Ready to explore investing in multifamily properties through a Self-Directed IRA? Start by selecting a reputable SDIRA custodian who can help you set up and manage your account. Building a network of trusted professionals—such as financial advisors, tax experts, and syndicators—will provide the support needed for success. For those new to real estate investing, consider starting with smaller syndication deals to gain experience before diving into larger opportunities.

But take the first step, and take it now. Waiting until later is putting it off indefinitely. Multifamily properties offer steady income and long-term appreciation, making them an excellent option for retirement investing. Don’t hesitate to learn more, ask questions, and get involved in the process. If you’re serious about exploring multifamily syndications with a Self-directed Individual Retirement Account, TAWC Properties offers consulting and education to help you understand the process, make informed decisions, and connect with experienced custodians. Reach out today to gain the knowledge and confidence you need to start your SDIRA multifamily property investment journey!

Related Questions

  1. When is a Roth Self-directed IRA better than a Traditional Self-directed IRA?

A Roth Self-directed IRA is preferable if you expect to be in a higher tax bracket during retirement, as withdrawals are tax-free. It’s also ideal if you want tax-free growth and don’t need immediate tax deductions.

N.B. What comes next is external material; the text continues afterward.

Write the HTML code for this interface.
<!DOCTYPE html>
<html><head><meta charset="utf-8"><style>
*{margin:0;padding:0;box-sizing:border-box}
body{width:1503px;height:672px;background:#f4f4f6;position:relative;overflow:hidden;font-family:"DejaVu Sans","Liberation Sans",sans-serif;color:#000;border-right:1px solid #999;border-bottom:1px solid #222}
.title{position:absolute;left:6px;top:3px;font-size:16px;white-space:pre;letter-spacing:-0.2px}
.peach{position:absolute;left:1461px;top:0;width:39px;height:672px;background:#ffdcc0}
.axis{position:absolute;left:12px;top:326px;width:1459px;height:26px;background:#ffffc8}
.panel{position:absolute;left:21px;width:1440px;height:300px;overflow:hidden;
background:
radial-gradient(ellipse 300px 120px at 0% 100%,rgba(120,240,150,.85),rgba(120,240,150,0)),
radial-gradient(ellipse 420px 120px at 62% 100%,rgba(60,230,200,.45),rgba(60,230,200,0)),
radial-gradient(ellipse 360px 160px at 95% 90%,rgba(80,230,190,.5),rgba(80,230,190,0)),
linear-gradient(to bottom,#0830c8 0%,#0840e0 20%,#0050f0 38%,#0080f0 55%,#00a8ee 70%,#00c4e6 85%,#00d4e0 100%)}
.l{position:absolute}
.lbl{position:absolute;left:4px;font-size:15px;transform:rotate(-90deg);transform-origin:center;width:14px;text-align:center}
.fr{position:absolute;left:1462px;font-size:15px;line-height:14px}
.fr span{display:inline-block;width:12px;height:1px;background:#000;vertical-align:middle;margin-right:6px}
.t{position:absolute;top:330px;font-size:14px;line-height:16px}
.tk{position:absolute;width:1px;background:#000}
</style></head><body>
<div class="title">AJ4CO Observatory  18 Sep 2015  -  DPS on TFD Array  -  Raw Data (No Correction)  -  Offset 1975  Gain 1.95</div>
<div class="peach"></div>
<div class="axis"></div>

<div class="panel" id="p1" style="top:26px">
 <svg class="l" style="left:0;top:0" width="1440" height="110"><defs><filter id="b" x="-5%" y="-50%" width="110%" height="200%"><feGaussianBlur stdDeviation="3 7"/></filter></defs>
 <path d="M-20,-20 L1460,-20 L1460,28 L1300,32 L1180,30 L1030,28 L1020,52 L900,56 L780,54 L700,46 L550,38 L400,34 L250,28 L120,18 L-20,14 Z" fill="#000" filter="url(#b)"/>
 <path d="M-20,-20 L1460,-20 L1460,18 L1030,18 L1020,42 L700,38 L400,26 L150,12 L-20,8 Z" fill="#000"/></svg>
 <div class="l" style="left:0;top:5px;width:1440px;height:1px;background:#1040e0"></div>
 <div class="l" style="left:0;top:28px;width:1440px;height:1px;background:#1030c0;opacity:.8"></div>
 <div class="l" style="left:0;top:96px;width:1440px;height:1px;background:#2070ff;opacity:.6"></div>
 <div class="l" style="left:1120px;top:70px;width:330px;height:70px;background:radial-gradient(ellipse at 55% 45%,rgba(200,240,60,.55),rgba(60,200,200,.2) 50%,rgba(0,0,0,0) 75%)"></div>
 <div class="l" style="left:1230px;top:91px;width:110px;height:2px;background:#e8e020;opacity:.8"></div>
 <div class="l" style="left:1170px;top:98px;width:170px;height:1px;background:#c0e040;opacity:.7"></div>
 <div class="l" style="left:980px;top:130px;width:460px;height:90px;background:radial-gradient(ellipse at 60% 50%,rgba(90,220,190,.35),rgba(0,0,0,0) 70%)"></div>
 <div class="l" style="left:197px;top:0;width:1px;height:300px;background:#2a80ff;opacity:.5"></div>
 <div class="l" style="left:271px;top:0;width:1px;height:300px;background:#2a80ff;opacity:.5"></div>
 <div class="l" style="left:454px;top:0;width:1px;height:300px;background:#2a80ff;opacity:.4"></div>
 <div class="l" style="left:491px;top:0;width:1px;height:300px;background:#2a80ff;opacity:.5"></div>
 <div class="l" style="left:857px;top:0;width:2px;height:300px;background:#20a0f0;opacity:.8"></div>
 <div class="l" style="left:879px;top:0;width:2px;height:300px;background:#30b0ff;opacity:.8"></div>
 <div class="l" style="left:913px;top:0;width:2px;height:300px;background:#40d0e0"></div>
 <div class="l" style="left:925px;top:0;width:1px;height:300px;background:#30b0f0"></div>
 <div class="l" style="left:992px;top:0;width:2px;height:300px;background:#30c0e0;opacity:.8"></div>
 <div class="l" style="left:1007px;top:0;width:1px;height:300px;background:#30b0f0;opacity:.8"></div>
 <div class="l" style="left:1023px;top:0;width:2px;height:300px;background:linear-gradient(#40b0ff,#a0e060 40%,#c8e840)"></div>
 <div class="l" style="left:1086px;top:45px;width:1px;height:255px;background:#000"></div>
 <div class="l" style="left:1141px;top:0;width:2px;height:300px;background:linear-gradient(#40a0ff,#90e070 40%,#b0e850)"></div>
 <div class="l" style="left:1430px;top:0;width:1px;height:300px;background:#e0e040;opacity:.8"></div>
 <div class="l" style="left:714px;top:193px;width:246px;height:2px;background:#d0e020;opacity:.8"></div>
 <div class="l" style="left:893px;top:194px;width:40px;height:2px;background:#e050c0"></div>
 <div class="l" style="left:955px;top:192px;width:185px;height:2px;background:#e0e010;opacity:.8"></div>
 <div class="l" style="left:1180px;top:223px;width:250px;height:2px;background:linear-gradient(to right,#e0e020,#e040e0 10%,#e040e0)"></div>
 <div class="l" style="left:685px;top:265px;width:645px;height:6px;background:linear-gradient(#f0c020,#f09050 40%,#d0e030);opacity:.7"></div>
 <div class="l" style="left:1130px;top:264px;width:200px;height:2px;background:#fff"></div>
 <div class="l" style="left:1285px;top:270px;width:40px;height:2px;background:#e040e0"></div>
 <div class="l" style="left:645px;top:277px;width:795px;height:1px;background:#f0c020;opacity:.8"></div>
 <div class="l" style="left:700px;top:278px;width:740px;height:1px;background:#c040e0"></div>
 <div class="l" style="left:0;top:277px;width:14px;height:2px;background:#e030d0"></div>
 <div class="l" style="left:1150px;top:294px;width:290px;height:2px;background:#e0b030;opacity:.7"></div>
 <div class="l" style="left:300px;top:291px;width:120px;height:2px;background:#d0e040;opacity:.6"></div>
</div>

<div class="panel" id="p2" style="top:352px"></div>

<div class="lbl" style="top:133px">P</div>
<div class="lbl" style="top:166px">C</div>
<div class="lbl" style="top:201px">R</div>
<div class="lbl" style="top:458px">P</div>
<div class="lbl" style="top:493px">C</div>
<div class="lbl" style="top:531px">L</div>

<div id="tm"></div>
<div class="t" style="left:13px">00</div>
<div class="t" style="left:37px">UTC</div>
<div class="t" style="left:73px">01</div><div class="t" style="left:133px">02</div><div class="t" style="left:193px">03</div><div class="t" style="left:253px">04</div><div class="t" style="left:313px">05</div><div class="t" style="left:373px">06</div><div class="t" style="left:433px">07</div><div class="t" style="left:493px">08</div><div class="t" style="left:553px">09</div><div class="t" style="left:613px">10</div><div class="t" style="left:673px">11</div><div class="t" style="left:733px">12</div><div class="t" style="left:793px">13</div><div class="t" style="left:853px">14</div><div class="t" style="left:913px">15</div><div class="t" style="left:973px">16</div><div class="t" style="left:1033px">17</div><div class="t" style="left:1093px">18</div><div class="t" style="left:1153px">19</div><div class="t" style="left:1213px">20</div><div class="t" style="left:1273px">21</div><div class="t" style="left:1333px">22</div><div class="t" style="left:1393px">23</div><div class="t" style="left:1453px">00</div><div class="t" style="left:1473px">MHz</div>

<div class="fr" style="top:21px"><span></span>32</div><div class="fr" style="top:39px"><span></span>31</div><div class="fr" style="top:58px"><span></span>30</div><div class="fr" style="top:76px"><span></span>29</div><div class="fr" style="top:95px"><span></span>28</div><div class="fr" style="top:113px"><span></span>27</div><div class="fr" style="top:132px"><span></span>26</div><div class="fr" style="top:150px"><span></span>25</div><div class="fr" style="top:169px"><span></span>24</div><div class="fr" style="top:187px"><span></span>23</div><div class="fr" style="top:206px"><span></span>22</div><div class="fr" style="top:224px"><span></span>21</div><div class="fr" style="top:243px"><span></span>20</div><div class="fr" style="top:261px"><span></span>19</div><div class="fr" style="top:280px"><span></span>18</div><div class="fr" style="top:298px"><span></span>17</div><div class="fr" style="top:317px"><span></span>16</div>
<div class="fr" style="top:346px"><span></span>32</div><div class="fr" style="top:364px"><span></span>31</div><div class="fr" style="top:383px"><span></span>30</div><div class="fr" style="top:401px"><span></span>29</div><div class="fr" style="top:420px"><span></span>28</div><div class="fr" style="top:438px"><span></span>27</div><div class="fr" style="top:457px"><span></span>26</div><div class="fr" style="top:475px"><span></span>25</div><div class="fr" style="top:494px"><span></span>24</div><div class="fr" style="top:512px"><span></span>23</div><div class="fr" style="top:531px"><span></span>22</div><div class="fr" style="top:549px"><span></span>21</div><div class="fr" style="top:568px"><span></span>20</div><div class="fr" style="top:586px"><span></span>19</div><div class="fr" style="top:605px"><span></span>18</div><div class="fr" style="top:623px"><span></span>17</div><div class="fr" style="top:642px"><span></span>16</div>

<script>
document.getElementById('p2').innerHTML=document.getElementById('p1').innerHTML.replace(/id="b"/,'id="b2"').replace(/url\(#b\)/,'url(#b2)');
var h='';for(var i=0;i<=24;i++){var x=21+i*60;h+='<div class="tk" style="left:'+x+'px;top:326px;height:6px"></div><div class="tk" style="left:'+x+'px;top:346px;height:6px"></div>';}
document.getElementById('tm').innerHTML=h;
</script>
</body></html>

  1. What are the tax implications of investing in real estate with an SDIRA?

Real estate investments in an SDIRA grow tax-deferred (Traditional) or tax-free (Roth). However, investors may be subject to Unrelated Business Income Tax (UBIT) if their SDIRA uses leverage or certain types of income are earned.

  1. How do I avoid prohibited transactions with my SDIRA investments?

Avoid engaging in self-dealing, working with disqualified persons (e.g., family members), or personally benefiting from SDIRA assets. All transactions must be handled through the SDIRA custodian to stay compliant with IRS regulations.